里山川海を歩くライターの活動記録

水産のいろんな世界を歩き見て、ひとの営みや暮らしを伝えています

〈新美貴資の「めぐる。(28)」〉創業からの味を守る う料理「藤屋」の四代目 田辺昭裕さん

〈『日本養殖新聞』2014年9月25日号掲載、2020年4月15日加筆修正〉

夏の終わりから秋の始まりへ。盛夏の勢いが陰り、陽光にやわらかさが感じられるようになった頃、降り立ったのは三重県の津駅。改札をぬけると、どんよりと曇った午後の空からはぽつぽつと雨粒が落ちはじめ、乾いた路面に潤いを与えていく。駅前から路線バスに飛び乗り、津市内をつらぬく大動脈の伊勢街道を南下。安濃川をこえた中町で下車すると、ゆるやかだった雨脚は一転して勢いをまし、雷鳴が轟くなか、視界をさえぎる滝のような暴雨が行く手をはばむ。近くの商家の軒先で雨宿りをするも、風雨は一向に衰える気配がなく、目指すウナギ店へと一目散にかける。

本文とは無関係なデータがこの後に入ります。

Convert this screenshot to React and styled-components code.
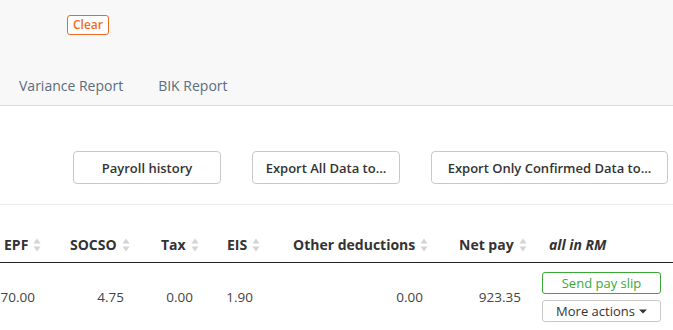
import React from 'react';
import styled, { createGlobalStyle } from 'styled-components';

const GlobalStyle = createGlobalStyle`
  html, body {
    margin: 0;
    padding: 0;
    background: #fff;
    font-family: "Open Sans", "Noto Sans", sans-serif;
    color: #333;
  }
  * { box-sizing: border-box; }
`;

const Page = styled.div`
  width: 673px;
  height: 330px;
  overflow: hidden;
`;

const TopPanel = styled.div`
  height: 106px;
  background: #f8f8f8;
  border-bottom: 1px solid #dcdcdc;
  display: flex;
  flex-direction: column;
`;

const ClearRow = styled.div`
  padding: 12px 0 0 67px;
`;

const ClearButton = styled.button`
  height: 20px;
  padding: 0 5px;
  border: 1px solid #f26a22;
  border-radius: 3px;
  background: #fff;
  color: #f26a22;
  font-family: inherit;
  font-size: 12px;
  font-weight: 600;
  line-height: 17px;
`;

const Tabs = styled.div`
  margin-top: auto;
  display: flex;
  gap: 35px;
  padding: 0 0 9px 19px;
`;

const Tab = styled.div`
  font-size: 14px;
  line-height: 20px;
  color: #5a6d7c;
`;

const ActionBar = styled.div`
  display: flex;
  justify-content: flex-end;
  gap: 31px;
  padding: 45px 5px 20px;
  border-bottom: 1px solid #ececec;
`;

const Button = styled.button`
  width: ${p => p.$w}px;
  height: 33px;
  background: #fff;
  border: 1px solid #c8c8c8;
  border-radius: 4px;
  font-family: inherit;
  font-size: 13px;
  font-weight: 600;
  color: #333;
  padding: 0;
`;

const Grid = styled.div`
  display: grid;
  grid-template-columns: 66px 91px 66px 66px 166px 90px 1fr;
  padding-left: 4px;
`;

const HeadCell = styled.div`
  display: flex;
  align-items: center;
  gap: 5px;
  padding: 30px 0 7px;
  border-bottom: 1px solid #222;
  font-size: 14px;
  font-weight: 700;
  line-height: 20px;
  color: #333;
  font-style: ${p => (p.$italic ? 'italic' : 'normal')};
  margin-left: ${p => (p.$first ? '-4px' : '0')};
  padding-left: ${p => (p.$first ? '4px' : '0')};
`;

const Cell = styled.div`
  display: flex;
  align-items: center;
  justify-content: flex-end;
  padding-right: ${p => p.$pad || 0}px;
  padding-top: 9px;
  font-size: 13.5px;
  color: #444;
`;

const Actions = styled.div`
  display: flex;
  flex-direction: column;
  gap: 6px;
  padding-top: 9px;
  margin-left: -7px;
  width: 119px;
`;

const SmallButton = styled.button`
  height: 22px;
  width: 119px;
  background: #fff;
  border: 1px solid ${p => (p.$green ? '#3aa935' : '#c8c8c8')};
  border-radius: 3px;
  color: ${p => (p.$green ? '#3aa935' : '#333')};
  font-family: inherit;
  font-size: 13px;
  line-height: 18px;
  padding: 0;
  display: flex;
  align-items: center;
  justify-content: center;
  gap: 4px;
`;

const SortIcon = () => (
  <svg width="8" height="14" viewBox="0 0 8 14">
    <path d="M4 0.5 L7.5 5.5 L0.5 5.5 Z" fill="#d4d4d4" />
    <path d="M4 13.5 L7.5 8.5 L0.5 8.5 Z" fill="#d4d4d4" />
  </svg>
);

const Caret = () => (
  <svg width="8" height="5" viewBox="0 0 8 5">
    <path d="M0 0.5 L8 0.5 L4 4.5 Z" fill="#333" />
  </svg>
);

const columns = [
  { label: 'EPF', value: '70.00', pad: 35 },
  { label: 'SOCSO', value: '4.75', pad: 37 },
  { label: 'Tax', value: '0.00', pad: 34 },
  { label: 'EIS', value: '1.90', pad: 40 },
  { label: 'Other deductions', value: '0.00', pad: 36 },
  { label: 'Net pay', value: '923.35', pad: 28 },
];

export default function App() {
  return (
    <Page>
      <GlobalStyle />
      <TopPanel>
        <ClearRow>
          <ClearButton>Clear</ClearButton>
        </ClearRow>
        <Tabs>
          <Tab>Variance Report</Tab>
          <Tab>BIK Report</Tab>
        </Tabs>
      </TopPanel>
      <ActionBar>
        <Button $w={148}>Payroll history</Button>
        <Button $w={148}>Export All Data to...</Button>
        <Button $w={237}>Export Only Confirmed Data to...</Button>
      </ActionBar>
      <Grid>
        {columns.map((c, i) => (
          <HeadCell key={c.label} $first={i === 0}>
            {c.label}
            <SortIcon />
          </HeadCell>
        ))}
        <HeadCell $italic>all in RM</HeadCell>
        {columns.map(c => (
          <Cell key={c.label} $pad={c.pad}>{c.value}</Cell>
        ))}
        <Actions>
          <SmallButton $green>Send pay slip</SmallButton>
          <SmallButton>More actions <Caret /></SmallButton>
        </Actions>
      </Grid>
    </Page>
  );
}
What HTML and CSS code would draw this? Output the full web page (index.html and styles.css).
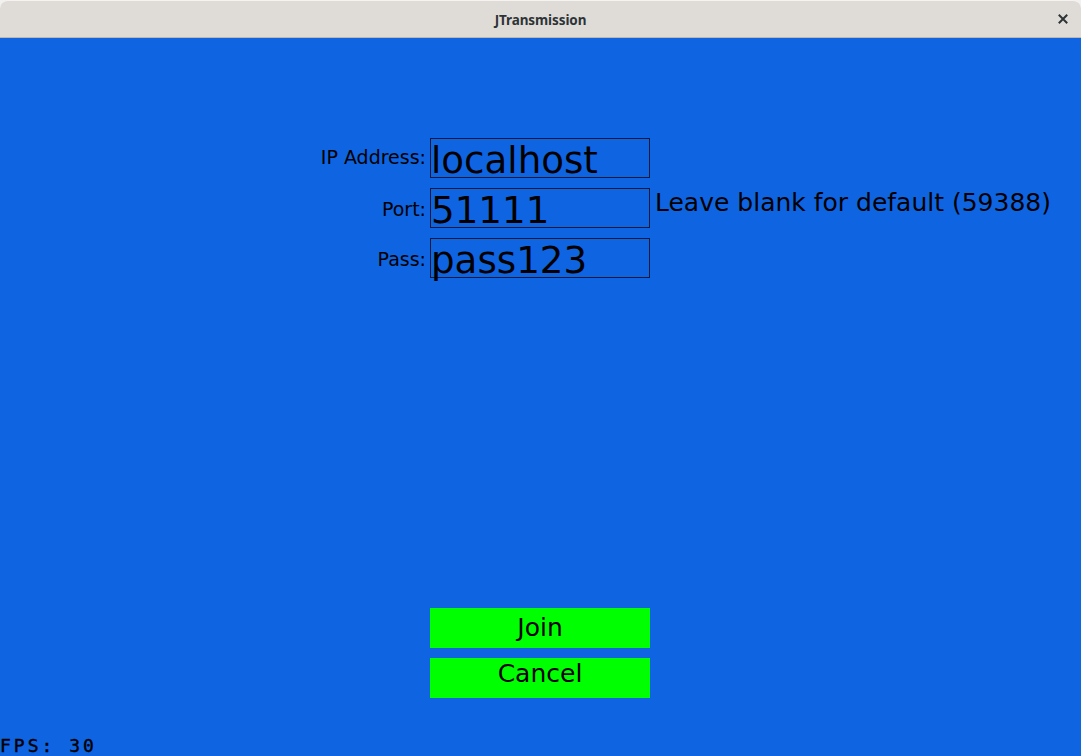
FILE: index.html
```html
<!DOCTYPE html>
<html>
<head>
<meta charset="utf-8">
<title>JTransmission</title>
<link rel="stylesheet" href="styles.css">
</head>
<body>
<div class="window">
  <header class="titlebar">
    <span class="title">JTransmission</span>
    <button class="close" aria-label="Close">
      <svg width="10" height="10" viewBox="0 0 10 10"><path d="M1.5 1.5 L8.5 8.5 M8.5 1.5 L1.5 8.5" stroke="#2e3436" stroke-width="2" stroke-linecap="square"/></svg>
    </button>
  </header>
  <main class="canvas">
    <div class="form">
      <div class="row">
        <span class="label label-ip">IP Address:</span>
        <div class="field">localhost</div>
      </div>
      <div class="row">
        <span class="label">Port:</span>
        <div class="field">51111</div>
        <span class="hint">Leave blank for default (59388)</span>
      </div>
      <div class="row">
        <span class="label">Pass:</span>
        <div class="field">pass123</div>
      </div>
    </div>
    <div class="actions">
      <div class="btn btn-join">Join</div>
      <div class="btn btn-cancel">Cancel</div>
    </div>
    <div class="fps">FPS: 30</div>
  </main>
</div>
</body>
</html>
```

FILE: styles.css
```css
html, body {
  margin: 0;
  padding: 0;
  background: #f2f1f0;
}
.window {
  width: 1081px;
  height: 756px;
  display: flex;
  flex-direction: column;
  overflow: hidden;
}
.titlebar {
  background: #dfdcd8;
  border-top: 1px solid #f4f3f1;
  border-bottom: 1px solid #bfb8b1;
  box-sizing: border-box;
  height: 38px;
  flex: 0 0 38px;
  border-radius: 8px 8px 0 0;
  display: flex;
  align-items: center;
  justify-content: center;
  position: relative;
}
.title {
  font-family: "Noto Sans", "DejaVu Sans", sans-serif;
  font-weight: bold;
  font-size: 13.5px;
  color: #2e3436;
  letter-spacing: -0.1px;
  padding-top: 1px;
}
.close {
  position: absolute;
  right: 13px;
  top: 13px;
  width: 10px;
  height: 10px;
  padding: 0;
  border: 0;
  background: none;
  display: flex;
}
.canvas {
  flex: 1;
  background: #0f64e2;
  display: flex;
  flex-direction: column;
  font-family: "DejaVu Sans", sans-serif;
  color: #000;
}
.form {
  padding-top: 100px;
  display: flex;
  flex-direction: column;
  gap: 10px;
}
.row {
  display: grid;
  grid-template-columns: 430px 220px auto;
  height: 40px;
}
.label {
  font-size: 19px;
  text-align: right;
  padding-right: 4px;
  line-height: 40px;
  padding-top: 1px;
}
.label-ip {
  padding-top: 0;
  line-height: 38px;
}
.field {
  box-sizing: border-box;
  height: 40px;
  border: 1px solid #0a1a3a;
  font-size: 37.2px;
  line-height: 42px;
  padding-left: 0;
  white-space: nowrap;
}
.hint {
  font-size: 25px;
  padding-left: 5px;
  line-height: 30px;
  white-space: nowrap;
}
.actions {
  margin-top: 330px;
  margin-left: 430px;
  width: 220px;
  display: flex;
  flex-direction: column;
  gap: 10px;
}
.btn {
  height: 40px;
  box-sizing: border-box;
  background: #00ff00;
  text-align: center;
  font-size: 25px;
}
.btn-join {
  line-height: 40px;
}
.btn-cancel {
  line-height: 31px;
}
.fps {
  margin-top: auto;
  font-family: "DejaVu Sans Mono", monospace;
  font-size: 18px;
  letter-spacing: 3px;
  line-height: 18px;
  padding-bottom: 1px;
  -webkit-text-stroke: 0.4px #000;
}
```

繁華街の大門から歩いてすぐの、新東町に店舗をかまえる「藤屋」。急転した天候からようやく逃れ、飾らない昭和の雰囲気がただよう店のなかへ入ると、いつもと変わらない笑顔が迎えてくれた。ウナギを主とした割烹料理店を商う、田辺昭裕さん(55)。老舗の四代目として、接客をになう母親の克子さんと、長年にわたり家業を営む。

この町で生まれ、家族らが忙しく働く環境のなかで育った昭裕さん。学生時代を振り返り、「あとを継ぐことは考えていなかった」。それでも大阪の大学に在学中、店を切り回していた祖母が亡くなると、自分の代で家業を消してしまうのを惜しみ、料理の道へすすむことを決意。大学卒業後は地元へもどり、実家でひたすら修業をつむ。料理人であった祖父は物心がつく頃に早世し、父親は公務員であったため、店で働いていた職人よりウナギの扱いから割烹まで手ほどきを受ける。

ウナギをさばき、串を打ち、焼く。この一連の作業を、30年以上にわたり磨いてきた昭裕さんがつくる一杯の丼。克子さんが運んでくれた熱々の蒲焼きは、五感を吸引する強い香ばしさを放つ。取り寄せるウナギは、三河一色産が中心。客の要望を受けて、「皮がうすくてやわらかい。小骨も口に当たりにくい」という細めのものを選ぶ。こくのある濃厚なたれは、創業から伝わる製法で、継ぎ足し使う。

「焼きがあまいのはいやで、皮をしっかり焼いている」という昭裕さん。細めのウナギは脂が少ないことから「あっさりしているのが特徴」。風土と先達、そしてこの味を求めて通う、多くの人びとが育んだ伝統の味を、ゆっくりと噛みしめるように言葉であらわす。

「味は一切変えていない」。代々受け継がれてきた調理法をかたくなに守り、戦前からの味を継承する。この一点において、昭裕さんに迷いはない。ウナギと向きあい、錬磨し続けてきた自らの腕については、「いまもだめ。完璧と思うことはない。難しいです」と謙抑な態度をくずさない。けっして誇らず、いつも客の満足を第一に考えるその姿からは、形を確立した職人の真摯な生きざまが浮かびあがる。

昭裕さんの店も加盟する津うなぎ専門店組合では、毎年夏の時期にウナギの供養と放流を行うが、今年は初めて一般市民から親子を募り、勉強会や放流体験を実施した。報道関係者も多数おとずれた催しは盛況で、その反響は大きく、名物である津のウナギを内外にアピールした。運営に加わった昭裕さんにとっても、市民との交流は新鮮な体験だったようで、「こんなに多くの人に喜んでもらえてびっくりした。またぜひ行いたい」と意欲をみせる。

かつては市の中心としてにぎわった、大門およびその周辺だが、往時の活気は失せて、退潮の波がじわじわと蝕む。それでも通りには仏壇店や肉屋、床屋やクリーニング店などがならび、人びとのぬくもりと生活のにおいが色濃くただよう。津は全国でも有数のウナギ消費地。市内には30近くの専門店が密集し、多くの職人が味と腕を競う。地域の活性化に向けて、「津のウナギが起爆剤になれば」と昭裕さんは願う。客の「おいしかった」という声をはげみに、地元の人びとに愛されるウナギをこれからも焼き続ける。